Support Vector Machine Regression

"A robust compromise can be to impose the condition that the percentage of Support Vectors be equal to 50%. A larger value of ε can be utilized (especially for very large and/or noisy training sets)..."
Mattera and Haykin (1999)

"the optimal value of ε scales linearly with σ [variance of Gaussian noise]."
Learning with Kernels, page 79

Kernel Parameters

"For classification problems, the optimal σ can be computed on the basis of Fisher discrimination. And for regression problems, based on scale space theory, we demonstrate the existence of a certain range of σ, within which the generalization performance is stable. An appropriate σ within the range can be achieved via dynamic evaluation.
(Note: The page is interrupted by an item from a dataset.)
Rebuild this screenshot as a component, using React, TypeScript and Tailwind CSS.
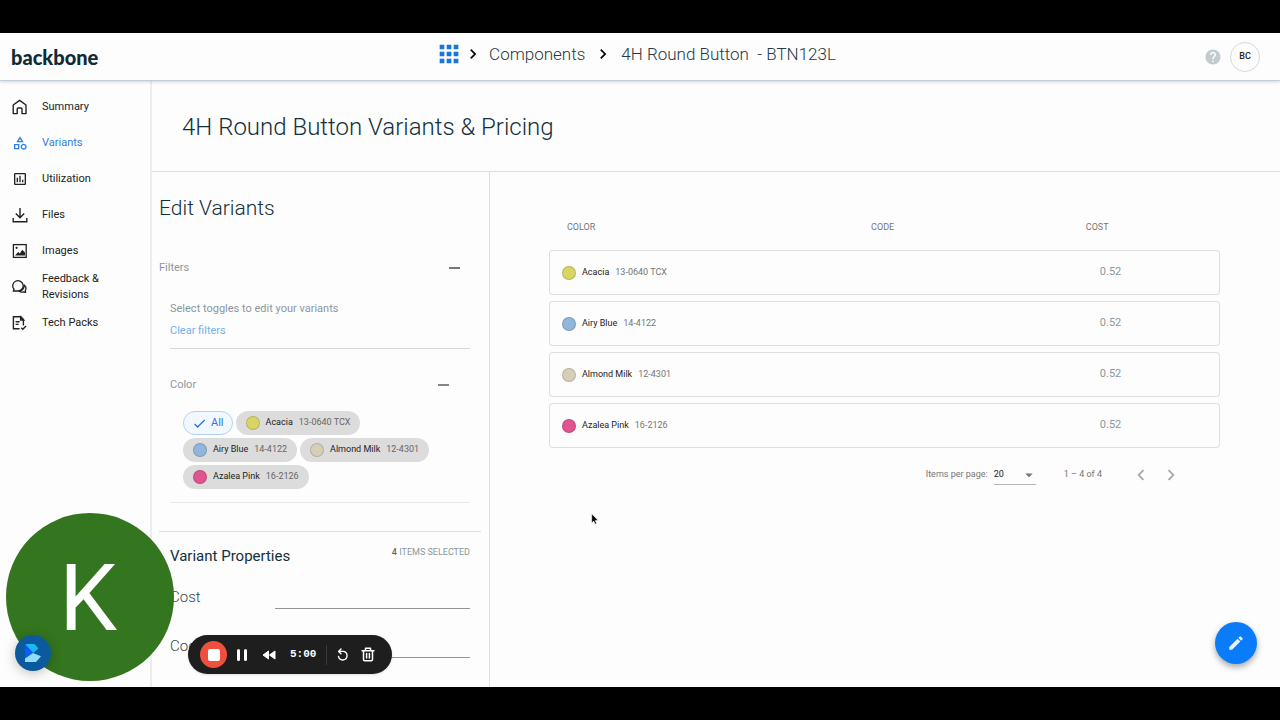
import { useState } from 'react';
import {
  MdApps,
  MdArrowDropDown,
  MdCheck,
  MdChevronLeft,
  MdChevronRight,
  MdEdit,
  MdHelp,
  MdOutlineAssessment,
  MdOutlineCategory,
} from 'react-icons/md';

const HomeIcon = () => (
  <svg width="16" height="16" viewBox="0 0 16 16" fill="none" stroke="currentColor" strokeWidth="1.4">
    <path d="M1.2 6 7.6 1.4 14 6v8.6h-4V10a1 1 0 0 0-1-1H6.200a1 1 0 0 0-1 1v4.6h-4z" strokeLinejoin="round" />
  </svg>
);

const DownloadIcon = () => (
  <svg width="16" height="16" viewBox="0 0 16 16" fill="none" stroke="currentColor" strokeWidth="1.4">
    <path d="M8 1v9.5M3.8 6.6 8 10.8l4.200-4.2M1.200 11v3.8h13.600V11" />
  </svg>
);

const ImagesIcon = () => (
  <svg width="16" height="16" viewBox="0 0 16 16" fill="none">
    <rect x="1.4" y="1.6" width="12.8" height="12.8" stroke="currentColor" strokeWidth="1.3" />
    <circle cx="4.6" cy="4.800" r="1.1" fill="currentColor" />
    <path d="M3 12.600 6.200 9l1.600 1.600 2.400-3.900 2.800 2.900v3z" fill="currentColor" />
  </svg>
);

const FeedbackIcon = () => (
  <svg width="16" height="16" viewBox="0 0 16 16" fill="none" stroke="currentColor" strokeWidth="1.3" strokeLinejoin="round">
    <path d="M3 12H1.200l.9-1.700a5.200 5.200 0 1 1 3.800 1.700z" />
    <path d="M12.200 6a4 4 0 0 1 1.100 5.300l.3 2.100-2-.6a4.600 4.600 0 0 1-4.600-.8c3.200-.1 5.300-2.600 5.200-6z" />
  </svg>
);

const TechPackIcon = () => (
  <svg width="16" height="16" viewBox="0 0 16 16" fill="none" stroke="currentColor" strokeWidth="1.4">
    <path d="M7.600 13.800H1.400V1.800h7.400l2.600 2.800v6" />
    <path d="M8.600 2v3h3zM3.600 6.800h4M3.600 9.400h3" />
    <path d="m9.200 12.800 1.600 1.500 3.200-3.200" />
  </svg>
);

const navItems = [
  { label: 'Summary', icon: <HomeIcon /> },
  { label: 'Variants', icon: <MdOutlineCategory size={16} />, active: true },
  { label: 'Utilization', icon: <MdOutlineAssessment size={16} /> },
  { label: 'Files', icon: <DownloadIcon /> },
  { label: 'Images', icon: <ImagesIcon /> },
  { label: 'Feedback & Revisions', icon: <FeedbackIcon /> },
  { label: 'Tech Packs', icon: <TechPackIcon /> },
];

const variants = [
  { name: 'Acacia', code: '13-0640 TCX', cost: '0.52', dot: 'bg-[#d8d565]' },
  { name: 'Airy Blue', code: '14-4122', cost: '0.52', dot: 'bg-[#92b6d9]' },
  { name: 'Almond Milk', code: '12-4301', cost: '0.52', dot: 'bg-[#d5cfba]' },
  { name: 'Azalea Pink', code: '16-2126', cost: '0.52', dot: 'bg-[#e2548f]' },
];

function Swatch({ color }: { color: string }) {
  return <span className={`h-3.5 w-3.5 shrink-0 rounded-full border border-black/15 ${color}`} />;
}

function Header() {
  return (
    <header className="relative z-10 grid h-12 grid-cols-[1fr_auto_1fr] items-center border-b border-[#c3ced4] bg-[#fdfdfd] pr-5 pl-[11px] shadow-[0_1px_3px_rgba(120,145,160,0.35)]">
      <a href="#home" className="font-[Lato,sans-serif] text-xl leading-6 font-black text-[#0d2c38]">
        backbone
      </a>
      <nav aria-label="Breadcrumb" className="flex items-center pb-1.5 text-[17px] leading-6 font-light text-[#263a43]">
        <a href="#apps" aria-label="Apps" className="text-[#1976d9]">
          <MdApps size={28} />
        </a>
        <MdChevronRight size={20} className="text-black" />
        <a href="#components" className="ml-1.5">Components</a>
        <MdChevronRight size={20} className="mx-2 text-black" />
        <span className="whitespace-pre">4H Round Button  - BTN123L</span>
      </nav>
      <div className="flex items-center justify-end gap-2">
        <button type="button" aria-label="Help" className="text-[#c3cbce]">
          <MdHelp size={18} />
        </button>
        <button type="button" className="h-[30px] w-[30px] rounded-full border border-[#d5d8da] text-[9px] font-medium text-[#222]">
          BC
        </button>
      </div>
    </header>
  );
}

function Sidebar() {
  return (
    <aside className="w-[152px] shrink-0 border-r-2 border-[#ebedee] pt-2">
      <ul>
        {navItems.map((item) => (
          <li key={item.label}>
            <a
              href={`#${item.label.split(' ')[0].toLowerCase()}`}
              className={`flex h-9 items-center gap-3.5 pl-3 text-[11px] leading-4 ${item.active ? 'text-[#2f80e4]' : 'text-[#222]'}`}
            >
              <span className="shrink-0">{item.icon}</span>
              <span className="w-16">{item.label}</span>
            </a>
          </li>
        ))}
      </ul>
    </aside>
  );
}

function EditPanel() {
  const [selected, setSelected] = useState('All');
  const [cost, setCost] = useState('');
  const [code, setCode] = useState('');

  return (
    <section className="w-[338px] shrink-0 border-r border-[#dcdfe1] pt-5 pr-2 pl-[7px]">
      <h2 className="text-[21px] leading-8 font-light text-[#12303c]">Edit Variants</h2>

      <button type="button" className="mt-8 flex h-6 w-full items-center justify-between pr-[21px] text-[11px] text-[#8b979e]">
        Filters
        <span className="h-0.5 w-[11px] bg-[#757575]" />
      </button>

      <div className="mx-[11px]">
        <div className="mt-[18px] border-b border-[#d4d6d8] pb-1.5 text-[11px]">
          <p className="h-[22px] leading-[22px] text-[#8b979e]">Select toggles to edit your variants</p>
          <button type="button" className="block h-[22px] leading-[22px] text-[#72b0e6]">Clear filters</button>
        </div>

        <div className="border-b border-[#e6e7e8] pb-[13px]">
          <button type="button" className="mt-6 flex h-6 w-full items-center justify-between pr-[21px] text-[11px] text-[#8b979e]">
            Color
            <span className="h-0.5 w-[11px] bg-[#858585]" />
          </button>
          <div className="mt-3.5 ml-[13px] flex flex-wrap gap-[3px]">
            <button
              type="button"
              aria-pressed={selected === 'All'}
              onClick={() => setSelected('All')}
              className="flex h-6 items-center gap-1 rounded-full border border-[#b1d1f3] bg-[#f3f8fe] px-2 text-[11px] text-[#2878d8]"
            >
              <MdCheck size={15} />
              All
            </button>
            {variants.map((v) => (
              <button
                key={v.name}
                type="button"
                aria-pressed={selected === v.name}
                onClick={() => setSelected(v.name)}
                className="flex h-6 items-center rounded-full bg-[#dcdcdc] px-2.5 text-[9px] text-[#666]"
              >
                <Swatch color={v.dot} />
                <span className="ml-1.5 text-[#222]">{v.name}</span>
                <span className="ml-1.5">{v.code}</span>
              </button>
            ))}
          </div>
        </div>
      </div>

      <div className="mt-7 border-t border-[#dcdfe1] px-[11px] pt-3">
        <div className="flex justify-between">
          <h3 className="text-[15px] leading-6 text-[#12303c]">Variant Properties</h3>
          <p className="text-[9px] leading-4 text-[#8b979e]">
            <span className="font-medium text-[#666]">4</span> ITEMS SELECTED
          </p>
        </div>
        <div className="mt-2 flex h-[33px] items-end justify-between">
          <label htmlFor="cost" className="pb-0.5 text-[15px] leading-5 font-light text-[#37474f]">Cost</label>
          <input
            id="cost"
            value={cost}
            onChange={(e) => setCost(e.target.value)}
            className="h-full w-[195px] border-b border-[#949494] bg-transparent text-sm outline-none"
          />
        </div>
        <div className="mt-4 flex h-[33px] items-end justify-between">
          <label htmlFor="code" className="pb-0.5 text-[15px] leading-5 font-light text-[#37474f]">Code</label>
          <input
            id="code"
            value={code}
            onChange={(e) => setCode(e.target.value)}
            className="h-full w-[195px] border-b border-[#949494] bg-transparent text-sm outline-none"
          />
        </div>
      </div>
    </section>
  );
}

function VariantTable() {
  return (
    <section className="flex-1 pt-[34px] pr-[60px] pl-[59px]">
      <table className="w-full table-fixed border-separate border-spacing-x-0 border-spacing-y-1.5 text-left">
        <thead>
          <tr className="h-8 text-[9px] text-[#757575]">
            <th className="w-[48%] pl-[18px] font-normal">COLOR</th>
            <th className="w-[32%] font-normal">CODE</th>
            <th className="w-1/5 font-normal">COST</th>
          </tr>
        </thead>
        <tbody>
          {variants.map((v) => (
            <tr key={v.name} className="h-[45px]">
              <td className="rounded-l border-y border-l border-[#dedede] pl-3 text-[9px] text-[#757575]">
                <div className="flex items-center">
                  <Swatch color={v.dot} />
                  <span className="ml-1.5 text-[#222]">{v.name}</span>
                  <span className="ml-1.5">{v.code}</span>
                </div>
              </td>
              <td className="border-y border-[#dedede]" />
              <td className="rounded-r border-y border-r border-[#dedede] pl-3.5 text-[11px] text-[#8b979e]">{v.cost}</td>
            </tr>
          ))}
        </tbody>
      </table>

      <div className="mt-2.5 flex items-center justify-end pr-[38px] text-[9px] text-[#757575]">
        <label htmlFor="page-size">Items per page:</label>
        <div className="relative ml-1.5 border-b border-[#b5b5b5]">
          <select id="page-size" defaultValue="20" className="h-[18px] w-[42px] appearance-none bg-transparent text-[#222] outline-none">
            <option>10</option>
            <option>20</option>
            <option>50</option>
          </select>
          <MdArrowDropDown size={18} className="pointer-events-none absolute top-0 -right-0.5" />
        </div>
        <span className="ml-7">1 – 4 of 4</span>
        <button type="button" aria-label="Previous page" className="ml-7 text-[#a8a8a8]">
          <MdChevronLeft size={22} />
        </button>
        <button type="button" aria-label="Next page" className="ml-2 text-[#a8a8a8]">
          <MdChevronRight size={22} />
        </button>
      </div>
    </section>
  );
}

function RecorderBar() {
  return (
    <div className="absolute bottom-[13px] left-[188px] z-20 flex h-[39px] w-[204px] items-center rounded-full bg-[#1e1e1e] pl-3 text-white shadow">
      <button type="button" aria-label="Stop" className="flex h-[27px] w-[27px] items-center justify-center rounded-full bg-[#ef4f3d]">
        <span className="h-3 w-3 rounded-xs bg-white" />
      </button>
      <button type="button" aria-label="Pause" className="ml-2.5 flex gap-1">
        <span className="h-3 w-[3px] rounded-xs bg-white" />
        <span className="h-3 w-[3px] rounded-xs bg-white" />
      </button>
      <button type="button" aria-label="Rewind" className="ml-[15px]">
        <svg width="14" height="10" viewBox="0 0 14 10" fill="currentColor" stroke="currentColor" strokeLinejoin="round">
          <path d="M6.500 1v8L1 5zM13 1v8L7.500 5z" />
        </svg>
      </button>
      <span className="ml-3.5 font-[Liberation_Mono,monospace] text-[11px] font-bold">5:00</span>
      <span className="mx-2.5 h-5 w-px bg-[#3a3a3a]" />
      <button type="button" aria-label="Restart">
        <svg width="12" height="13" viewBox="0 0 12 13" fill="none" stroke="currentColor" strokeWidth="1.4" strokeLinecap="round" strokeLinejoin="round">
          <path d="M4 1 1.600 3.400 4 5.800M1.800 3.400h4.600a4.300 4.300 0 1 1-4.900 5" />
        </svg>
      </button>
      <button type="button" aria-label="Delete" className="ml-3">
        <svg width="14" height="15" viewBox="0 0 14 15" fill="none" stroke="currentColor" strokeWidth="1.5" strokeLinecap="round" strokeLinejoin="round">
          <path d="M1 3.800h12M4.500 3.500V1.300h5v2.200M2.500 4v8.500c0 .8.500 1.300 1.300 1.300h6.400c.8 0 1.300-.5 1.300-1.300V4M5.600 6.500v4.500M8.400 6.500v4.500" />
        </svg>
      </button>
    </div>
  );
}

export default function App() {
  return (
    <div className="flex min-h-screen flex-col bg-black py-[33px] font-[Roboto,sans-serif]">
      <div className="relative flex flex-1 flex-col overflow-hidden bg-[#fdfdfd]">
        <Header />
        <div className="flex flex-1">
          <Sidebar />
          <main className="flex flex-1 flex-col">
            <div className="flex h-[91px] items-center border-b border-[#dcdfe1] pt-0.5 pl-[30px]">
              <h1 className="text-2xl font-light text-[#12303c]">4H Round Button Variants &amp; Pricing</h1>
            </div>
            <div className="flex flex-1">
              <EditPanel />
              <VariantTable />
            </div>
          </main>
        </div>

        {/* camera bubble and recorder controls float over the page */}
        <div className="absolute bottom-1.5 left-1.5 z-10 flex h-[168px] w-[168px] items-center justify-center rounded-full bg-[#34751f] pt-1 pr-1 text-[92px] leading-none text-white">
          K
        </div>
        <button
          type="button"
          aria-label="Open widget"
          className="absolute bottom-4 left-[15px] z-20 flex h-9 w-9 items-center justify-center rounded-full bg-[#0b5a9e] shadow-[0_2px_12px_rgba(0,0,0,0.25)]"
        >
          <svg width="18" height="20" viewBox="0 0 18 20">
            <path d="M1 1h9.500L14.500 5.500 9 10z" fill="#1cb8f5" />
            <path d="M1 1v14.500L9 10z" fill="#0a5cff" />
            <path d="M9 10 1 15.500V19h11l5-5.800z" fill="#8fdcff" />
          </svg>
        </button>
        <RecorderBar />
        <button
          type="button"
          aria-label="Edit"
          className="absolute right-[23px] bottom-[23px] z-20 flex h-[42px] w-[42px] items-center justify-center rounded-full bg-[#0a7cfa] text-[#e6f1fe] shadow-[0_3px_6px_rgba(0,0,0,0.35)]"
        >
          <MdEdit size={18} />
        </button>
        <svg className="absolute top-[480px] left-[591px] z-20" width="8" height="12" viewBox="0 0 8 12">
          <path d="M.7.800v9.200l2.100-1.900 1.300 3.100 1.500-.6-1.300-3.100h2.900z" fill="#000" stroke="#fff" strokeWidth=".6" />
        </svg>
      </div>
    </div>
  );
}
In addition, the lower bound of iterating step size of σ is given."
Wang, et al., 2003.

Ali and Smith (2003) proposed an automatic parameter selection approach for the polynomial kernel.


[c] Ancona-etal02 showed that the Receiver Operating Characteristic (ROC) curves, measured on a suitable validation set, are effective for selecting, among the classifiers the machine implements, the one having performances similar to the reference classifier.